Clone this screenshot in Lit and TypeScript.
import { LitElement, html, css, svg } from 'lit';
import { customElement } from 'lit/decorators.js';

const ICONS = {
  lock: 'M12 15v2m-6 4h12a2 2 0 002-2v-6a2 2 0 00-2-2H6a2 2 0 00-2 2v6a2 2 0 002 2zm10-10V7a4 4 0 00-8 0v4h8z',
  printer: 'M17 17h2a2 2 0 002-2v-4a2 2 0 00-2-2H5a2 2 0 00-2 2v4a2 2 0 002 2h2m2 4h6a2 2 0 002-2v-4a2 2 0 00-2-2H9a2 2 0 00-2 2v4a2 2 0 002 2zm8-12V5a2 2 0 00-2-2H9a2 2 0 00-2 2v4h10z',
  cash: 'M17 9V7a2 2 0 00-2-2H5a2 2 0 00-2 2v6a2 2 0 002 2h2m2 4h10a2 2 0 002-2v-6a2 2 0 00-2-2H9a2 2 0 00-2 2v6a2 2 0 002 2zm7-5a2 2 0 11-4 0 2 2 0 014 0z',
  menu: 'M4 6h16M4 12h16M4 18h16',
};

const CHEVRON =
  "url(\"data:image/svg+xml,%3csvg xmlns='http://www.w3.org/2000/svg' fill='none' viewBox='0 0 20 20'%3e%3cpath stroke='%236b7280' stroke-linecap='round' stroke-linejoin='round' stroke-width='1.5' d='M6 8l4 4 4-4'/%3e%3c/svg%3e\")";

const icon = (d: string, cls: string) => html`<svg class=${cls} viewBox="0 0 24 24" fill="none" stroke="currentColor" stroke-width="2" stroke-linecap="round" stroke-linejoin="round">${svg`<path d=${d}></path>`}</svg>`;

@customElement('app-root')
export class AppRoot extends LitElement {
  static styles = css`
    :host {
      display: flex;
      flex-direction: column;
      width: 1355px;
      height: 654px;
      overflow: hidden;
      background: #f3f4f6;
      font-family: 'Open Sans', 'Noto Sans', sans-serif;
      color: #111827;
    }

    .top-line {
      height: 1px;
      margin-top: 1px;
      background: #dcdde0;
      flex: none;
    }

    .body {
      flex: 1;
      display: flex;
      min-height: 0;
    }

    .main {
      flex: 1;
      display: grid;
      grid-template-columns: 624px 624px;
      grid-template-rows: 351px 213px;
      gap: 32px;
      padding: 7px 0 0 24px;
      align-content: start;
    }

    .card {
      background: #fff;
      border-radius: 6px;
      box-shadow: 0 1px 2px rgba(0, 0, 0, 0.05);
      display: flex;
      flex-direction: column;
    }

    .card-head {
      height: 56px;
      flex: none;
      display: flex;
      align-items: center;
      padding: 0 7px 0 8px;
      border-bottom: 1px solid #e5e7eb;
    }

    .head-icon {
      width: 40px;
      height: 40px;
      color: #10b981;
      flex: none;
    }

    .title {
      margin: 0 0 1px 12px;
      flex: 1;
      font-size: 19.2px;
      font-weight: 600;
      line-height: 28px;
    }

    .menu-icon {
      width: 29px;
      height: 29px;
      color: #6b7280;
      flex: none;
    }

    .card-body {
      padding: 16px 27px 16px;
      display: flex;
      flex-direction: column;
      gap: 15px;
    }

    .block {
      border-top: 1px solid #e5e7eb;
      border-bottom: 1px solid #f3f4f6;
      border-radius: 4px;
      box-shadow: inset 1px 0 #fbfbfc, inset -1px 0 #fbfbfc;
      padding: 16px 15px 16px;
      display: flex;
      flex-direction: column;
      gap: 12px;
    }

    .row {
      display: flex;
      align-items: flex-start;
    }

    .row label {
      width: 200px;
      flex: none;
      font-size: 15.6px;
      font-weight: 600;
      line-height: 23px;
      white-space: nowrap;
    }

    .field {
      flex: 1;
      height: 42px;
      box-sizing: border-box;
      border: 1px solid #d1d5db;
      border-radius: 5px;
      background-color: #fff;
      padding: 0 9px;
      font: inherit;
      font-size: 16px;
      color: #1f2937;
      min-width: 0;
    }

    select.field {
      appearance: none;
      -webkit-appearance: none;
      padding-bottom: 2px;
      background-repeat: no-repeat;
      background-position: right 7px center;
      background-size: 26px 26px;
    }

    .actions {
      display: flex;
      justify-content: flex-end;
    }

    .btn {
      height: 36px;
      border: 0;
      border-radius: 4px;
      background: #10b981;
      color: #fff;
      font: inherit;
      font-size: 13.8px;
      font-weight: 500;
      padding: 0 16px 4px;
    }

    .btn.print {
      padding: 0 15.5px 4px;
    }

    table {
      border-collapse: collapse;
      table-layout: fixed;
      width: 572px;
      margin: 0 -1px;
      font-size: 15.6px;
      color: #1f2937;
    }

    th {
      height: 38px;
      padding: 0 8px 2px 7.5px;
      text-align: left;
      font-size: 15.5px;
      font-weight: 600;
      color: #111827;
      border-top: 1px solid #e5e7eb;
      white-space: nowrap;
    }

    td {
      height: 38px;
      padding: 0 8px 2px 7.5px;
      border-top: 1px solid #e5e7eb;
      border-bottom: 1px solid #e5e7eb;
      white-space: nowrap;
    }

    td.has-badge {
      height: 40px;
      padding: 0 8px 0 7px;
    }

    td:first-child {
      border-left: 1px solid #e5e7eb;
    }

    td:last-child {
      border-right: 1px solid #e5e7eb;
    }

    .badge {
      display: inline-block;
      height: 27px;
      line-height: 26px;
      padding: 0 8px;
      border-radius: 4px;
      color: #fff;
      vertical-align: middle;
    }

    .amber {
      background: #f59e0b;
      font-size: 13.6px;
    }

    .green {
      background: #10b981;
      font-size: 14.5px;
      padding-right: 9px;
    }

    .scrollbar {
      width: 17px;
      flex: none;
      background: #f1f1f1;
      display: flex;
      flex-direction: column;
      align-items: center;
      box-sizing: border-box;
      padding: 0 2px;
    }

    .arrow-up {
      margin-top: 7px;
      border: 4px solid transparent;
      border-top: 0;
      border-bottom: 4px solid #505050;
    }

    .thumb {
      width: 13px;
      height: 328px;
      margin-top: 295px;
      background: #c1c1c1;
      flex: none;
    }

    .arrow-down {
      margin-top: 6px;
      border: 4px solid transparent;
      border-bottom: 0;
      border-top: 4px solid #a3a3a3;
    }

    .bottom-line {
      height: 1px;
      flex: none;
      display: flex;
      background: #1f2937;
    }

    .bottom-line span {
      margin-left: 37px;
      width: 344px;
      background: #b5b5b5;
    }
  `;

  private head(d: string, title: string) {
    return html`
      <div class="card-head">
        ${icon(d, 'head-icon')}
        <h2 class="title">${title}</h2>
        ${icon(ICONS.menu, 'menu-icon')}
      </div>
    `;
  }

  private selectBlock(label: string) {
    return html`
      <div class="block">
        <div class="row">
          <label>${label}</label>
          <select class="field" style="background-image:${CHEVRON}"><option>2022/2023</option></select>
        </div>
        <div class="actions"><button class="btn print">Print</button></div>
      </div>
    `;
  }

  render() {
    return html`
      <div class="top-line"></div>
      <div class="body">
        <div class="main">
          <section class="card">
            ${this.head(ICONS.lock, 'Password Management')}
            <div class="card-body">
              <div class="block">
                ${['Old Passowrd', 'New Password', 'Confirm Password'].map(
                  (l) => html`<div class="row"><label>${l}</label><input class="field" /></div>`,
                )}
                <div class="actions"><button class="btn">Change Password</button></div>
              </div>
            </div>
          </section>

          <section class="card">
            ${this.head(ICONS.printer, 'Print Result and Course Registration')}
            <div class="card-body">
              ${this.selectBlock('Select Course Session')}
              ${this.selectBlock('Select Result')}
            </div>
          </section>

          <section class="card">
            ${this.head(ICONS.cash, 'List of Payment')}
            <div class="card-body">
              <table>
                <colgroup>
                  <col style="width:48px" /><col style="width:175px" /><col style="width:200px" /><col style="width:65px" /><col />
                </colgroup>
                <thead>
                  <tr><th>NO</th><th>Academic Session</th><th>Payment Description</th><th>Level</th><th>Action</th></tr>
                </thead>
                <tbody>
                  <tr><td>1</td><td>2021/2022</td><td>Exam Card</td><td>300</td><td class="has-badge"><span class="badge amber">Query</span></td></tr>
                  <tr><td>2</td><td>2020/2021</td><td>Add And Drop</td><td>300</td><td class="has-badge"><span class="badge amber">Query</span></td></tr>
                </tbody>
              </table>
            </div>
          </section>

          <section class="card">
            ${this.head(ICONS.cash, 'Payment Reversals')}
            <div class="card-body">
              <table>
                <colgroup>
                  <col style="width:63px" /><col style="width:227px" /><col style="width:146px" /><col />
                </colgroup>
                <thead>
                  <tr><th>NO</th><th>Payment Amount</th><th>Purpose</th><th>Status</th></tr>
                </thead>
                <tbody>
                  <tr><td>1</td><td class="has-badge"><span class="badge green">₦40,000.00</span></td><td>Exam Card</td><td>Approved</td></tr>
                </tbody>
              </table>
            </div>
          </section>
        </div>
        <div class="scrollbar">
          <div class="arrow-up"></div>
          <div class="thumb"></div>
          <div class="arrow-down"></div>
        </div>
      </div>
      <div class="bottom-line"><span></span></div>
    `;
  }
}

[Your goal]
Give the lines again, exactly as they stand, from the beginning of the data through the line with "const icon = (d: string, cls: string)".

[Completed exercise]
Clone this screenshot in Lit and TypeScript.
import { LitElement, html, css, svg } from 'lit';
import { customElement } from 'lit/decorators.js';

const ICONS = {
  lock: 'M12 15v2m-6 4h12a2 2 0 002-2v-6a2 2 0 00-2-2H6a2 2 0 00-2 2v6a2 2 0 002 2zm10-10V7a4 4 0 00-8 0v4h8z',
  printer: 'M17 17h2a2 2 0 002-2v-4a2 2 0 00-2-2H5a2 2 0 00-2 2v4a2 2 0 002 2h2m2 4h6a2 2 0 002-2v-4a2 2 0 00-2-2H9a2 2 0 00-2 2v4a2 2 0 002 2zm8-12V5a2 2 0 00-2-2H9a2 2 0 00-2 2v4h10z',
  cash: 'M17 9V7a2 2 0 00-2-2H5a2 2 0 00-2 2v6a2 2 0 002 2h2m2 4h10a2 2 0 002-2v-6a2 2 0 00-2-2H9a2 2 0 00-2 2v6a2 2 0 002 2zm7-5a2 2 0 11-4 0 2 2 0 014 0z',
  menu: 'M4 6h16M4 12h16M4 18h16',
};

const CHEVRON =
  "url(\"data:image/svg+xml,%3csvg xmlns='http://www.w3.org/2000/svg' fill='none' viewBox='0 0 20 20'%3e%3cpath stroke='%236b7280' stroke-linecap='round' stroke-linejoin='round' stroke-width='1.5' d='M6 8l4 4 4-4'/%3e%3c/svg%3e\")";

const icon = (d: string, cls: string) => html`<svg class=${cls} viewBox="0 0 24 24" fill="none" stroke="currentColor" stroke-width="2" stroke-linecap="round" stroke-linejoin="round">${svg`<path d=${d}></path>`}</svg>`;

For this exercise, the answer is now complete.